Check each line of the listing below for the string "components", and give only how many lines hold it.

**Data segment:**
..............................

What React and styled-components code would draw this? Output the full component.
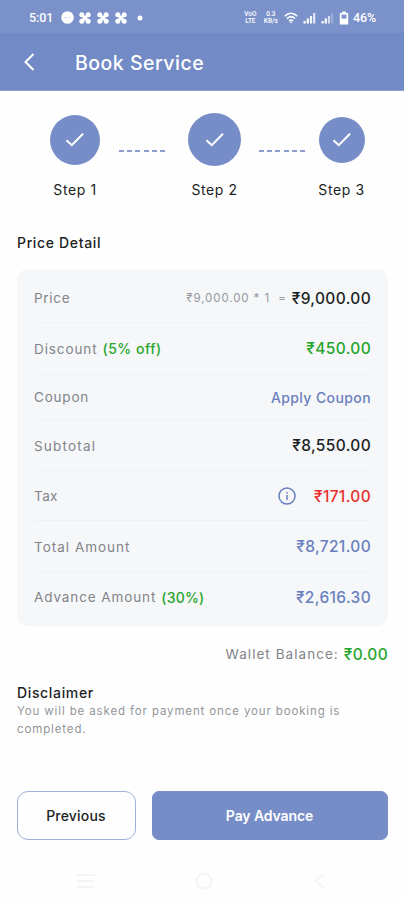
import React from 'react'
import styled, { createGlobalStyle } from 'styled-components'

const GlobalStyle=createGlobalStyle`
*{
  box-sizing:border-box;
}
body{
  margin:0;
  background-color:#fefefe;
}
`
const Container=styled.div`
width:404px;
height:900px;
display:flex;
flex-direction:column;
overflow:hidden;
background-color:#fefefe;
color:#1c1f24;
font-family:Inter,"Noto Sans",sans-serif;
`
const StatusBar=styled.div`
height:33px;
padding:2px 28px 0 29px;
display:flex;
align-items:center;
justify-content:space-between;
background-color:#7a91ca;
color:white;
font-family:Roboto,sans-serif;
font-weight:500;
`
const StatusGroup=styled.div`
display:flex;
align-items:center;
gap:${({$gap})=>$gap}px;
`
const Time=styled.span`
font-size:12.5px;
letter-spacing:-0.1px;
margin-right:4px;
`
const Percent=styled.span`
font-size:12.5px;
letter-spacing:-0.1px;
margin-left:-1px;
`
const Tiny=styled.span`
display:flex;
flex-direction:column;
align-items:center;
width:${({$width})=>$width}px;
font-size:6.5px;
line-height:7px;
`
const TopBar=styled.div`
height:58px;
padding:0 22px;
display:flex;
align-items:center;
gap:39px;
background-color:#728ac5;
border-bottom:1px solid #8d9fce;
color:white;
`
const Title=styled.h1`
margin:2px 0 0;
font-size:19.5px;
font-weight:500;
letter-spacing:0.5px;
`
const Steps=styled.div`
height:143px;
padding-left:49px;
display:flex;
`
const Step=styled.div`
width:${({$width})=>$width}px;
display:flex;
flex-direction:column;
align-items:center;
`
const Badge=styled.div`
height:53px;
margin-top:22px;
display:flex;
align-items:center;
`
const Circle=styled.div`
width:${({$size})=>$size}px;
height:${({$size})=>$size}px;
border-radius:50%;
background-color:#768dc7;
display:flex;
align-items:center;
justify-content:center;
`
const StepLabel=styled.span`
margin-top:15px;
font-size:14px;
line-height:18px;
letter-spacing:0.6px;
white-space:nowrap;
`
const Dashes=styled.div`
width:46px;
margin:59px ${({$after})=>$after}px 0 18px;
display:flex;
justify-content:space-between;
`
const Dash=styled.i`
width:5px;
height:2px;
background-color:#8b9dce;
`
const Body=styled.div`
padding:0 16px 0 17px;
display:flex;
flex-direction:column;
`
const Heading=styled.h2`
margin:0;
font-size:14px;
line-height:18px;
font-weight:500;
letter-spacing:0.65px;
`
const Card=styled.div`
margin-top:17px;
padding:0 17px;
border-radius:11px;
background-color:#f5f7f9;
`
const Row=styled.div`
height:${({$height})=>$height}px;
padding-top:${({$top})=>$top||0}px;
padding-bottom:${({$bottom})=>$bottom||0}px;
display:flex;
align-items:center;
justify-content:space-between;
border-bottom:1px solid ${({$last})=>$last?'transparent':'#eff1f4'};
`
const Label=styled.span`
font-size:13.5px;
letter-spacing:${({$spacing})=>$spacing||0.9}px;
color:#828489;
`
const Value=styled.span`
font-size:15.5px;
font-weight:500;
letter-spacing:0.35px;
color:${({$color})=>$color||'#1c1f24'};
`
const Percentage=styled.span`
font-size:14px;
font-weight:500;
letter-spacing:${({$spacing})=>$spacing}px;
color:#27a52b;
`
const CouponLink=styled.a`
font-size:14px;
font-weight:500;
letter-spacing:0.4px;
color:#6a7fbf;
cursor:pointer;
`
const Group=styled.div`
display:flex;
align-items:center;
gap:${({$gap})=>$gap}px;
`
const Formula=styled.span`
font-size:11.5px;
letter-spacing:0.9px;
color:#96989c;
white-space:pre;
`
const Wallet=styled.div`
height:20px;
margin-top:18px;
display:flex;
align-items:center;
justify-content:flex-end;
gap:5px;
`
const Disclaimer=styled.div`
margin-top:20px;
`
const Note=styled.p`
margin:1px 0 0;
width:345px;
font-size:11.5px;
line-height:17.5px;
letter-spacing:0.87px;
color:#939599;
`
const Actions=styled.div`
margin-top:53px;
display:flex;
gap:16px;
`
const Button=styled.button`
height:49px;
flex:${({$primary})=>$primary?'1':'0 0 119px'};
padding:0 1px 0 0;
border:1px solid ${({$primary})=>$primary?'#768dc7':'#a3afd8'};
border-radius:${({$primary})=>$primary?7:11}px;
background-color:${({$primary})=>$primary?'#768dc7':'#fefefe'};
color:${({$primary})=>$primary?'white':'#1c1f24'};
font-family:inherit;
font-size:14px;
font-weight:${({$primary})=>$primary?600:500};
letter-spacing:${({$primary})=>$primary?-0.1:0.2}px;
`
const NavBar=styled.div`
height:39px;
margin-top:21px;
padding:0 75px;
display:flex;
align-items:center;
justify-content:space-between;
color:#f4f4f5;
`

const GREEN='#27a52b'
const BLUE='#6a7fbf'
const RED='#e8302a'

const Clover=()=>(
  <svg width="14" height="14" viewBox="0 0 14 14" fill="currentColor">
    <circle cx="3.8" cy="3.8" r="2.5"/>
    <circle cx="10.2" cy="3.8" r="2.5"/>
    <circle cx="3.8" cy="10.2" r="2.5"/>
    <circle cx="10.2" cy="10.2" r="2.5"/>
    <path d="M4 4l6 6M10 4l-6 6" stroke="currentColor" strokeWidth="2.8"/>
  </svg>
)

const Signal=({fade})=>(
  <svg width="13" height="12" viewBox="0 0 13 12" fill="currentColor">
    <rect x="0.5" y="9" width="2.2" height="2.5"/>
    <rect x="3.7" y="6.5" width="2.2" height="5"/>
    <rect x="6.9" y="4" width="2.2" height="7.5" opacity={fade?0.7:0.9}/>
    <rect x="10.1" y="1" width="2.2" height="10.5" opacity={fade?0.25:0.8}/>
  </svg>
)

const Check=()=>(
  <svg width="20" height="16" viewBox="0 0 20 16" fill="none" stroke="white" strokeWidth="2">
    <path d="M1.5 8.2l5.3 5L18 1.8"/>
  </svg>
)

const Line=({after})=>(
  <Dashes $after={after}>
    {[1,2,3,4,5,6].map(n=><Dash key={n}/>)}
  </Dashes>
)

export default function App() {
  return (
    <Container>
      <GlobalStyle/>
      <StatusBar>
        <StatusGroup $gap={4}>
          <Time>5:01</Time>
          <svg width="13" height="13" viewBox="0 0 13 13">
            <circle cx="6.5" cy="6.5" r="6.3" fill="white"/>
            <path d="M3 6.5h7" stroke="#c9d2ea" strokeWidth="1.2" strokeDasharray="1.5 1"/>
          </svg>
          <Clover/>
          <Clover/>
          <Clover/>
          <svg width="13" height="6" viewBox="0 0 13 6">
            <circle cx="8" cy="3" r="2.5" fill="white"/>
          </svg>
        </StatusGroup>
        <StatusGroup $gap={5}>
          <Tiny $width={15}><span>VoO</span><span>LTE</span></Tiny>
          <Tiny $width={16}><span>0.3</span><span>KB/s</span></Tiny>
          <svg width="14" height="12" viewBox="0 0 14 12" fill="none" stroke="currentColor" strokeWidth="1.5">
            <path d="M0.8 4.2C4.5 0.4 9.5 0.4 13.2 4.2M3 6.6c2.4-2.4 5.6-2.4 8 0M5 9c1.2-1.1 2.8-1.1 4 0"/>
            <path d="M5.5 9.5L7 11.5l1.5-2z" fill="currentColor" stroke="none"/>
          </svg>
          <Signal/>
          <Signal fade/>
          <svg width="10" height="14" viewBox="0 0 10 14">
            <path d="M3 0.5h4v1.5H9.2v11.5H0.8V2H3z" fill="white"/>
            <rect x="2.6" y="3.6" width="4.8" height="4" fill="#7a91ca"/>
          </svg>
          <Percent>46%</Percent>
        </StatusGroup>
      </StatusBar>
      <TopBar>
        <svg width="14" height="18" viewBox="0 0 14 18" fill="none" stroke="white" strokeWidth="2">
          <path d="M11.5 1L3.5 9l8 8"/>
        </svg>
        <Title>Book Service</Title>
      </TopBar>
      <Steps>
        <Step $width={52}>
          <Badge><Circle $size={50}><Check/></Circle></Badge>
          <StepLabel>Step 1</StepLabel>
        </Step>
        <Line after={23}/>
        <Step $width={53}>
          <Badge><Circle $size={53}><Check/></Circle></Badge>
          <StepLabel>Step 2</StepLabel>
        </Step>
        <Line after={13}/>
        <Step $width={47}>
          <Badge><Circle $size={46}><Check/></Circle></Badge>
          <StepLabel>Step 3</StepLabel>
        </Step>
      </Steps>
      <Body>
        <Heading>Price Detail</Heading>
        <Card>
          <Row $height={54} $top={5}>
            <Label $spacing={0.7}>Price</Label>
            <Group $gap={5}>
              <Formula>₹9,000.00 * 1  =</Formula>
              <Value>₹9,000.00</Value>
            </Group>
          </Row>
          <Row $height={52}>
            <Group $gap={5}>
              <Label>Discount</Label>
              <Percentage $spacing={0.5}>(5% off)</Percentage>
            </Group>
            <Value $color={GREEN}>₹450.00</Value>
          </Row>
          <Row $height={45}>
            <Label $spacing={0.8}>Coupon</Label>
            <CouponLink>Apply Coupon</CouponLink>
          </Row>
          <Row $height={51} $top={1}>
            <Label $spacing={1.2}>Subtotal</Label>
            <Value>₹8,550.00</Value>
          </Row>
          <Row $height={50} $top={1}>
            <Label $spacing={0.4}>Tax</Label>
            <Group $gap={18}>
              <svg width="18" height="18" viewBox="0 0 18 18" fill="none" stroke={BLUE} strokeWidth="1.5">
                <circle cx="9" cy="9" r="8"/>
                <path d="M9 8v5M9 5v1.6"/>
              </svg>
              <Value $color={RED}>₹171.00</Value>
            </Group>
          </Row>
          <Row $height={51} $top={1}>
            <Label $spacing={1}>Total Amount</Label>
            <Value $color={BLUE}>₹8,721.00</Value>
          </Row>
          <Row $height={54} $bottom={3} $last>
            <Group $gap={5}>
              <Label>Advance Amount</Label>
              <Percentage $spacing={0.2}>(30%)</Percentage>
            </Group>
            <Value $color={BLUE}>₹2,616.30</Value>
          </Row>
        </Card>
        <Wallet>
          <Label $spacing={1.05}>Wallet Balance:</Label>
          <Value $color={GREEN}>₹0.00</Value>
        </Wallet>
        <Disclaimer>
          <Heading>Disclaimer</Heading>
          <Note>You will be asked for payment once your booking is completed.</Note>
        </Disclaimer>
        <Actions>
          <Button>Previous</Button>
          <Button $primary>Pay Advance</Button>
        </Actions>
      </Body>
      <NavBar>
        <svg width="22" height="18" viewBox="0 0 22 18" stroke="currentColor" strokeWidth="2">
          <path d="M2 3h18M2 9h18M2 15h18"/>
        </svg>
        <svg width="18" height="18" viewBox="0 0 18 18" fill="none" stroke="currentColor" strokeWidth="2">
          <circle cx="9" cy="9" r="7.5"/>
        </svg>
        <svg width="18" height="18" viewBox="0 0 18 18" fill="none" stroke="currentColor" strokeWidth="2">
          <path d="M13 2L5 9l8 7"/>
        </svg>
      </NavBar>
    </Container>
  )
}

..............................

**Complete response:** 2